Just finished reading The Dry Salvages by T. S. Eliot. The poem is a meditation upon time. It begins with a somber reflection upon a unnamed river. The river is characterized as “a strong brown god- sullen, untamed and intractable.” An engineer views the river as a problem to be solved, and once solved something to be forgotten. Yet the river, godlike keeps it’s seasons and rages, reminder of what men chose to forget, we worshipers of the machine.
I was reminded of our grandchild by Eliot’s observation that the rhythm of the river is present in the nursery bedroom, in the cut flowers on the table, and in the smell of autumn grapes. There is nothing more inspiring than the laughter and smile of a two year old child. Such is the timeless rhythm of the river touching the adult ear. There is wildness, unpredictable otherness in the laughter.

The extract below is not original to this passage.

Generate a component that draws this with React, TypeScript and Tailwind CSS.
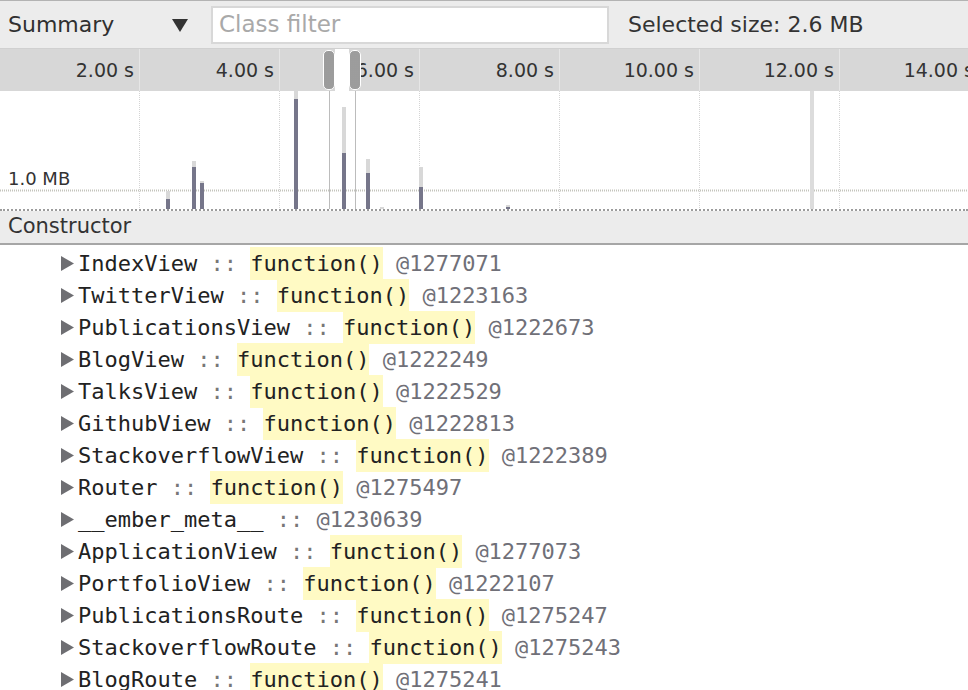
import React from 'react';

const rows = [
  { name: 'IndexView', fn: true, id: '@1277071' },
  { name: 'TwitterView', fn: true, id: '@1223163' },
  { name: 'PublicationsView', fn: true, id: '@1222673' },
  { name: 'BlogView', fn: true, id: '@1222249' },
  { name: 'TalksView', fn: true, id: '@1222529' },
  { name: 'GithubView', fn: true, id: '@1222813' },
  { name: 'StackoverflowView', fn: true, id: '@1222389' },
  { name: 'Router', fn: true, id: '@1275497' },
  { name: '__ember_meta__', fn: false, id: '@1230639' },
  { name: 'ApplicationView', fn: true, id: '@1277073' },
  { name: 'PortfolioView', fn: true, id: '@1222107' },
  { name: 'PublicationsRoute', fn: true, id: '@1275247' },
  { name: 'StackoverflowRoute', fn: true, id: '@1275243' },
  { name: 'BlogRoute', fn: true, id: '@1275241' },
];

const ticks = ['2.00 s', '4.00 s', '6.00 s', '8.00 s', '10.00 s', '12.00 s', '14.00 s'];

// bars: x, light top, dark top (page y), bottom at 209
const bars = [
  { x: 166, light: 191, dark: 199 },
  { x: 192, light: 161, dark: 167 },
  { x: 200, light: 181, dark: 183 },
  { x: 294, light: 91, dark: 99 },
  { x: 342, light: 107, dark: 153 },
  { x: 366, light: 159, dark: 173 },
  { x: 380, light: 207, dark: 209 },
  { x: 419, light: 167, dark: 187 },
  { x: 506, light: 205, dark: 207 },
];

const sans = { fontFamily: '"DejaVu Sans", Verdana, sans-serif' };
const mono = { fontFamily: '"DejaVu Sans Mono", "Liberation Mono", monospace' };

function Chart() {
  const top = 91;
  return (
    <svg width="968" height="118" className="block">
      {[139, 279, 419, 559, 699, 839].map((x) => (
        <line key={x} x1={x + 0.5} y1={0} x2={x + 0.5} y2={118} stroke="#d4d4d4" strokeDasharray="1 1" />
      ))}
      <line x1={0} y1={99.5} x2={968} y2={99.5} stroke="#c4c4bc" strokeWidth={2} strokeDasharray="1 1" />
      <rect x={810} y={0} width={4} height={118} fill="#dcdcdc" />
      <line x1={329.5} y1={0} x2={329.5} y2={118} stroke="#bcbcbc" />
      <line x1={355.5} y1={0} x2={355.5} y2={118} stroke="#bcbcbc" />
      {bars.map((b) => (
        <g key={b.x}>
          <rect x={b.x} y={b.light - top} width={4} height={209 - b.light} fill="#d8d8d8" />
          <rect x={b.x} y={b.dark - top} width={4} height={209 - b.dark} fill="#76768a" />
        </g>
      ))}
      <text x={8} y={94} fontSize={18} fill="#333" style={sans}>1.0 MB</text>
    </svg>
  );
}

function Handle() {
  return (
    <div className="w-[12px] h-[40px] rounded-[5px] border border-white bg-[#a9a9a9] bg-[radial-gradient(#8d8d8d_0.6px,transparent_0.8px)] bg-[length:2px_2px]" />
  );
}

export default function App() {
  return (
    <div className="w-[968px] h-[690px] overflow-hidden bg-white text-[#303030]" style={sans}>
      {/* toolbar */}
      <div className="h-[49px] flex items-center bg-[#ececec] border-t border-[#b3b3b3] border-b border-b-[#d0d0d0]">
        <span className="pl-[8px] text-[22px] w-[170px]">Summary</span>
        <svg width="16" height="14" className="ml-[2px]">
          <polygon points="0,1 16,1 8,14" fill="#333" />
        </svg>
        <div className="ml-[23px] w-[398px] h-[38px] bg-white border-2 border-[#d8d8d8] flex items-center pl-[6px] text-[23px] text-[#a9a9a9]">
          Class filter
        </div>
        <span className="ml-[19px] text-[22px] text-[#333]">Selected size: 2.6 MB</span>
      </div>

      {/* ruler */}
      <div className="relative h-[42px] bg-[#d7d7d7] flex overflow-hidden">
        {ticks.map((t) => (
          <div
            key={t}
            className="shrink-0 w-[140px] h-full border-r border-[#e6e6e6] flex items-center justify-end pr-[5px] text-[19px] text-[#333] whitespace-nowrap"
          >
            {t}
          </div>
        ))}
        <div className="absolute left-[323px] top-0 h-full flex items-center">
          <Handle />
          <div className="w-[14px] h-full bg-white" />
          <Handle />
        </div>
      </div>

      {/* chart */}
      <div className="h-[120px] border-b-2 border-dotted border-[#9c9c9c]">
        <Chart />
      </div>

      {/* constructor header */}
      <div className="h-[34px] flex items-center bg-[#ececec] border-b-2 border-[#a6a6a6] pl-[8px] text-[21px] text-[#333]">
        Constructor
      </div>

      {/* rows */}
      <div className="pt-[2px]" style={mono}>
        {rows.map((r) => (
          <div key={r.name} className="h-[32px] flex items-center pl-[61px] text-[22px] whitespace-pre">
            <svg width="13" height="15" className="mr-[4px]">
              <polygon points="0,0 13,7.5 0,15" fill="#6e6e72" />
            </svg>
            <span className="text-[#222]">{r.name}</span>
            <span className="text-[#777]"> :: </span>
            {r.fn && (
              <>
                <span className="bg-[#fffac4] text-[#222]">function()</span>
                <span> </span>
              </>
            )}
            <span className="text-[#707078]">{r.id}</span>
          </div>
        ))}
      </div>
    </div>
  );
}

Since the election I limit my intake of news. The administrative violence and word of daily social upheaval is unsettling. This morning the administration is set to launch a full out effort to round up undocumented people, –all of them. Ten thousand new ICE agents and more Border and Customs officers are to be hired. While this great storm has been gathering I’ve heard no mention that Mexico and all of central America have been the economic colony of the US for generations. That’s right, we’ve stripped the value of the labor of those populations for expropriation for a very long time. And we continue to do so. What are they to do, in order to survive? Where will they go? Now they are here.
The Stasi are coming for them.
And the forgotten brown god awakens.